▸ Problem to work on:
Report how many lines in the listing below include the word "size". Write nothing besides the number.

▸ Data section:
....

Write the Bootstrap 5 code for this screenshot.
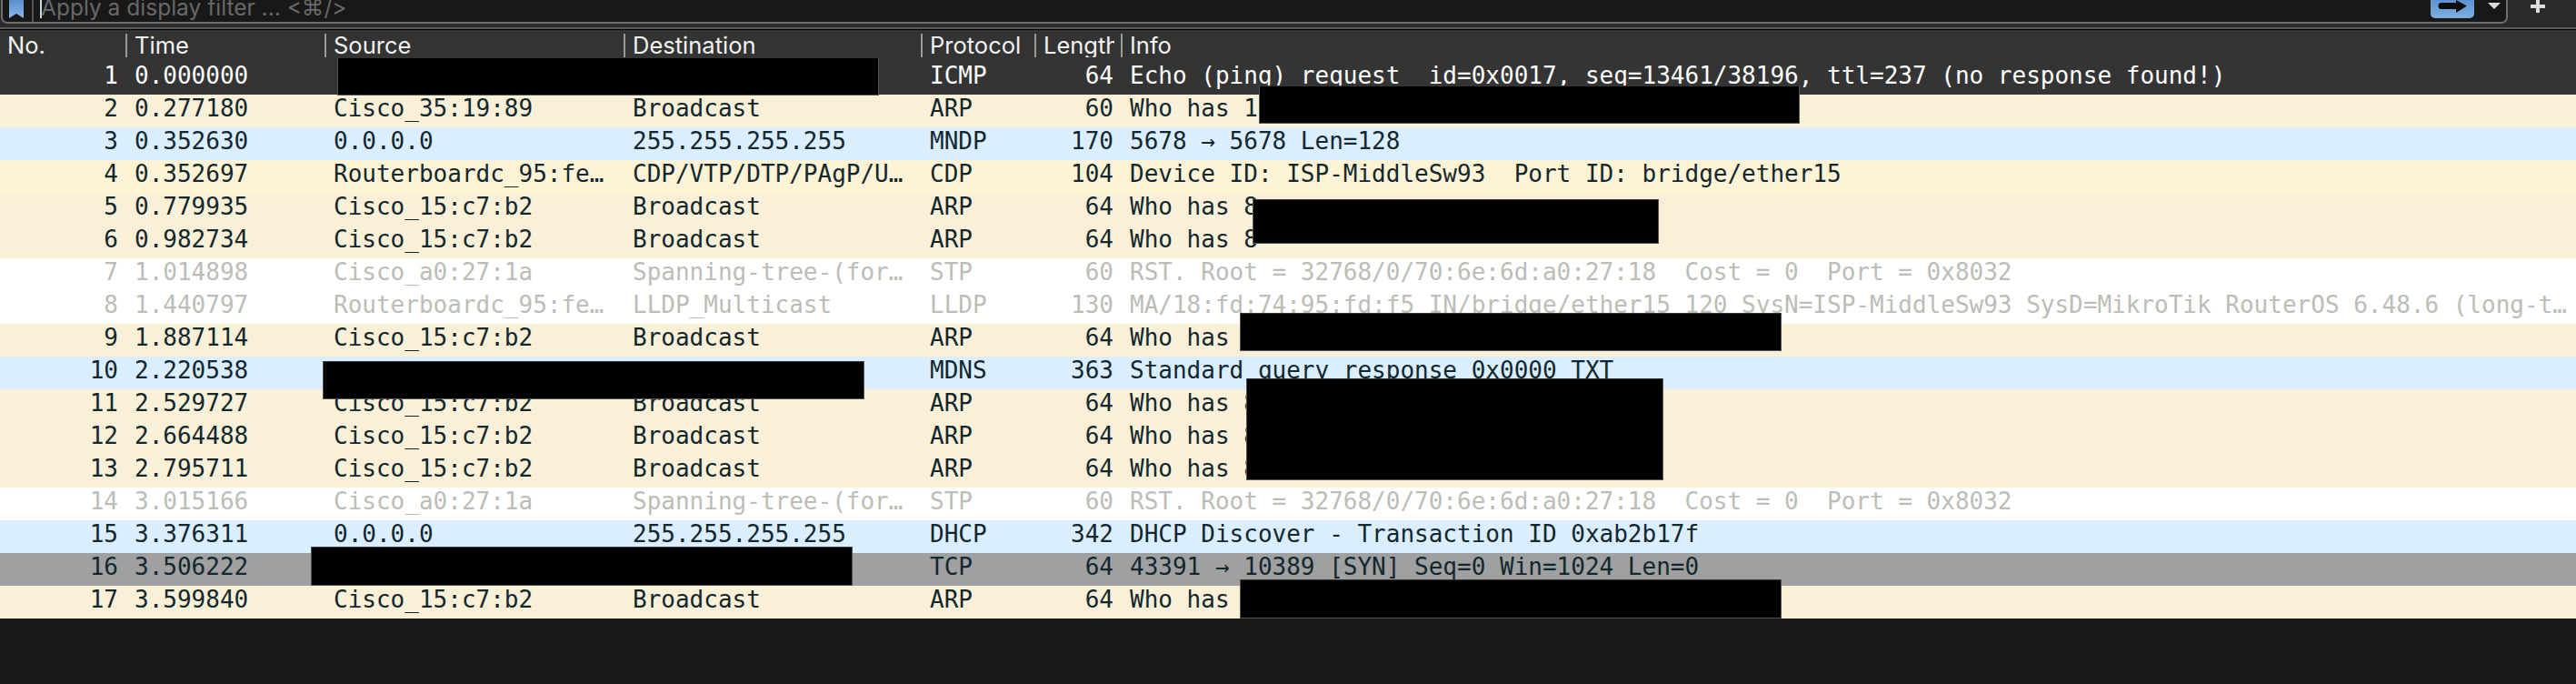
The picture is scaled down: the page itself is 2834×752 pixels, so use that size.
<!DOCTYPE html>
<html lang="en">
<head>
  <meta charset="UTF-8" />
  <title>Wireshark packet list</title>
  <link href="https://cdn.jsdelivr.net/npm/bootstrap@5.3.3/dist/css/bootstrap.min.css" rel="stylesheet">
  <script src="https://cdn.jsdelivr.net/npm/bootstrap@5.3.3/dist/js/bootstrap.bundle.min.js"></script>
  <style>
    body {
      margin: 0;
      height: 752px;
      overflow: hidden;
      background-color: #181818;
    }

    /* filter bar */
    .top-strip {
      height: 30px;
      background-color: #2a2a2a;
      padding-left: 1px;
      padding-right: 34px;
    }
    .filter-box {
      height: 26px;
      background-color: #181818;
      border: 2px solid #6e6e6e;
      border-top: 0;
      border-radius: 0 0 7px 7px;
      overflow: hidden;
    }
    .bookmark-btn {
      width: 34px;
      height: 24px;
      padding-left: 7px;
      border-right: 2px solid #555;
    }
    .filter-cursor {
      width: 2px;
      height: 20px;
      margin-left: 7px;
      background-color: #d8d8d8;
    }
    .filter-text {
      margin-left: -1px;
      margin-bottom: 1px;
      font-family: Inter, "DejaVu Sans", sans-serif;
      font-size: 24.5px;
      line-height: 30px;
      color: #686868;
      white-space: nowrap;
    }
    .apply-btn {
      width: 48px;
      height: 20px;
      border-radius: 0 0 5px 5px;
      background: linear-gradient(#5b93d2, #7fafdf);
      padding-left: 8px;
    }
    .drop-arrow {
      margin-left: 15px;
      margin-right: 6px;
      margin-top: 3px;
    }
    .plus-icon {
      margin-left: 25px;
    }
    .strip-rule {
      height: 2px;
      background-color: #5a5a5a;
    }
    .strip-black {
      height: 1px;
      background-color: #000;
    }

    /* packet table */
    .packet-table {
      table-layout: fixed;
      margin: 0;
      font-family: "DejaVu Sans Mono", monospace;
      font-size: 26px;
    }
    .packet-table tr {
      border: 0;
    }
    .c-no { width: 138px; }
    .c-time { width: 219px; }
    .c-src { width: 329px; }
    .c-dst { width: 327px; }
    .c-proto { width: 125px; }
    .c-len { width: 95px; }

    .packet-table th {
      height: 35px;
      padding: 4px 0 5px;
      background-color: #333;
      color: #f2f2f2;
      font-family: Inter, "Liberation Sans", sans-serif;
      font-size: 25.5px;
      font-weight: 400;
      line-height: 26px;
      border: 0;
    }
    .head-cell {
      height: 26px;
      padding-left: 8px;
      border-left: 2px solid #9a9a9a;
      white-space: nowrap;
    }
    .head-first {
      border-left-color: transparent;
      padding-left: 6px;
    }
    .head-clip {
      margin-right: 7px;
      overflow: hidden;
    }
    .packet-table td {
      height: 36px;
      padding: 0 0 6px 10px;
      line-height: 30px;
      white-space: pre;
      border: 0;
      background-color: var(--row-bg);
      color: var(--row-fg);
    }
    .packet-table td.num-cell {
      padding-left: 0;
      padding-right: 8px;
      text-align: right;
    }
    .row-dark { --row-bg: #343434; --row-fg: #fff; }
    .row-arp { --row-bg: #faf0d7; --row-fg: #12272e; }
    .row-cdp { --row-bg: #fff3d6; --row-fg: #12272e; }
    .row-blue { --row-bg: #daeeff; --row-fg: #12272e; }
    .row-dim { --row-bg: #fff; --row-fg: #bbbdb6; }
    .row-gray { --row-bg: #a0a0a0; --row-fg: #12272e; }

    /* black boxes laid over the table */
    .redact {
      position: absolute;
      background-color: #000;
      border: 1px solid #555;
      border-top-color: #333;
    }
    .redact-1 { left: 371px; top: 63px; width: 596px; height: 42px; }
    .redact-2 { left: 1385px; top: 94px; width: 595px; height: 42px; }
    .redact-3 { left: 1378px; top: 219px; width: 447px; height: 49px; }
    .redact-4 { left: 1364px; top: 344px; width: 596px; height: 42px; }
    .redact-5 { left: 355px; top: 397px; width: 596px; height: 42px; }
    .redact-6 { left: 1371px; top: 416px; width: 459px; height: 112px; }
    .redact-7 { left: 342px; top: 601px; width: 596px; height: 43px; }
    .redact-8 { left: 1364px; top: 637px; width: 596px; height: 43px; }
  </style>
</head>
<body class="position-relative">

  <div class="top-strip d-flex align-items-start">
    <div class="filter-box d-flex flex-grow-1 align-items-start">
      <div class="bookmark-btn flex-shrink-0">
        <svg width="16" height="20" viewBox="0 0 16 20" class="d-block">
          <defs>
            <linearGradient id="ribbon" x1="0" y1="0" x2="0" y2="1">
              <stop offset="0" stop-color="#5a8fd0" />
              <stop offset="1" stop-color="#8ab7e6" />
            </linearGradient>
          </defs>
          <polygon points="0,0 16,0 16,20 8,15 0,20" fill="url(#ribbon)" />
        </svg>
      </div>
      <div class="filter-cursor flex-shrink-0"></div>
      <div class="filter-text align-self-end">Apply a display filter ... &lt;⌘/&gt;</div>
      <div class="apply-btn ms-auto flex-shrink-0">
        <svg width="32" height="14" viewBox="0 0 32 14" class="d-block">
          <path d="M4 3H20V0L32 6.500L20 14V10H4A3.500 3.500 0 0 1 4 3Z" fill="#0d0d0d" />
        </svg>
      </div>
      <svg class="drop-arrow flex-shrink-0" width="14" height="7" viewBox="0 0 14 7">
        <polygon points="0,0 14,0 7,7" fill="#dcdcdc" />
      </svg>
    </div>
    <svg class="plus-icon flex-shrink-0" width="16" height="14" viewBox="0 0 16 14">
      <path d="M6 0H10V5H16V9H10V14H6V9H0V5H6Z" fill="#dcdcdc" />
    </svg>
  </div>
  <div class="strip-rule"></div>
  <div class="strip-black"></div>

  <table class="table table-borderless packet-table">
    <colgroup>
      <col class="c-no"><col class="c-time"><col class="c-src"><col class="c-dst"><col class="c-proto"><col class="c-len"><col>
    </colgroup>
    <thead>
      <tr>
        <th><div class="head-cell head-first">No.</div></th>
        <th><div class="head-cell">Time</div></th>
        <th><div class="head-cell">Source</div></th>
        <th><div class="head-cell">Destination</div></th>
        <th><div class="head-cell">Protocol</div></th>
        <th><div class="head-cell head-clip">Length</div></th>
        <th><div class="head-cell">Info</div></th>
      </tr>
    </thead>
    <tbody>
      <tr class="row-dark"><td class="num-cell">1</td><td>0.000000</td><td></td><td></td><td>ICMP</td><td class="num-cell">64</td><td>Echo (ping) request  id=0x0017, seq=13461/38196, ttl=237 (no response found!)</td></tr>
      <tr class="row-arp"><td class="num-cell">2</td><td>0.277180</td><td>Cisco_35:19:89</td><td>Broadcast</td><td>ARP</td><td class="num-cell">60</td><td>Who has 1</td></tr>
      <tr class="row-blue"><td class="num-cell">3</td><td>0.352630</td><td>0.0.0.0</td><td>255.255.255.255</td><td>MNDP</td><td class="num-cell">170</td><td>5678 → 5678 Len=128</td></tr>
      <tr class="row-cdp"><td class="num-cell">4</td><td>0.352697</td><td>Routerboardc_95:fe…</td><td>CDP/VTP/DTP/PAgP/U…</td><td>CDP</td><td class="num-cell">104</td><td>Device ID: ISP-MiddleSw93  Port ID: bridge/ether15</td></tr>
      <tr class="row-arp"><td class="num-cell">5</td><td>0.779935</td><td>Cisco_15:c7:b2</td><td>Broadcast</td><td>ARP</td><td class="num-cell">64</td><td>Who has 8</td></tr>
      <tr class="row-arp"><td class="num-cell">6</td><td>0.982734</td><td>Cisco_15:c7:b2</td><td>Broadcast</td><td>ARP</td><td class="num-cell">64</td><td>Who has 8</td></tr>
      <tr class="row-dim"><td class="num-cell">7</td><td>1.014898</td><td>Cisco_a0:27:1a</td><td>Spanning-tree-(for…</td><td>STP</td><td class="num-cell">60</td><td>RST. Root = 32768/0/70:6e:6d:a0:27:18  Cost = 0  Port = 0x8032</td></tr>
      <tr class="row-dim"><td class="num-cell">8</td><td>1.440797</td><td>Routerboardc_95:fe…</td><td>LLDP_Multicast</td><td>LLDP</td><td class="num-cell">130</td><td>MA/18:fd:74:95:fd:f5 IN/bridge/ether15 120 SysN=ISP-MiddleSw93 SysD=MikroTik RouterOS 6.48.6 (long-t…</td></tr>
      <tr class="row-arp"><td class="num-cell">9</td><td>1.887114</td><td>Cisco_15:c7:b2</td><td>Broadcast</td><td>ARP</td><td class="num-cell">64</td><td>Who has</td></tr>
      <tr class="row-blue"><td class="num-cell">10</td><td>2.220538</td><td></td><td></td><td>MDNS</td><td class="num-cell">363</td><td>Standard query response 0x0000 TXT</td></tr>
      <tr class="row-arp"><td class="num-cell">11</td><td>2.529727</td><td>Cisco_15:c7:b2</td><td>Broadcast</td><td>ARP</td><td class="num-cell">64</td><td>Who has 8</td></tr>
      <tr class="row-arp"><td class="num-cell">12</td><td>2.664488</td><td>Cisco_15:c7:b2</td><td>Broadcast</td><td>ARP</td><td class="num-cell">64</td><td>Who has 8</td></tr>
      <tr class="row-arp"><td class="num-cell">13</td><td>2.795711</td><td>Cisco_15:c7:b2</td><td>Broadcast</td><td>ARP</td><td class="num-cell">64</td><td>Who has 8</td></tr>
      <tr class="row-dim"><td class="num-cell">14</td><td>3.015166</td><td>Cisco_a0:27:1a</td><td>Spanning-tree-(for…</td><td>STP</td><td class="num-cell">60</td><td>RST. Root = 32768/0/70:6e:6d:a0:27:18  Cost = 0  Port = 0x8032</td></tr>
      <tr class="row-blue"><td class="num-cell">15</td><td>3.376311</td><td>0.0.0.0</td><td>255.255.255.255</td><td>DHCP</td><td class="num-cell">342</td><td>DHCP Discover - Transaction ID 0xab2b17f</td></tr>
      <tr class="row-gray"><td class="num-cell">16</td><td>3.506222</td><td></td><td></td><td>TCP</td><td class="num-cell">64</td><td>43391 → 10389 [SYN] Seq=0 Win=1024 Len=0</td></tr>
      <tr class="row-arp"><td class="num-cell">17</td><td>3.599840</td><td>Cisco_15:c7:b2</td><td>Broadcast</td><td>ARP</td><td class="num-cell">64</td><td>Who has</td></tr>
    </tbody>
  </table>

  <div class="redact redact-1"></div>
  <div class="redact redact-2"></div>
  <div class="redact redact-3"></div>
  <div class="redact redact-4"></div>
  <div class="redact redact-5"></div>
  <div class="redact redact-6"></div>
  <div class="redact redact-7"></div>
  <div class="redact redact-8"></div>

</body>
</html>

....

▸ Answer below:
4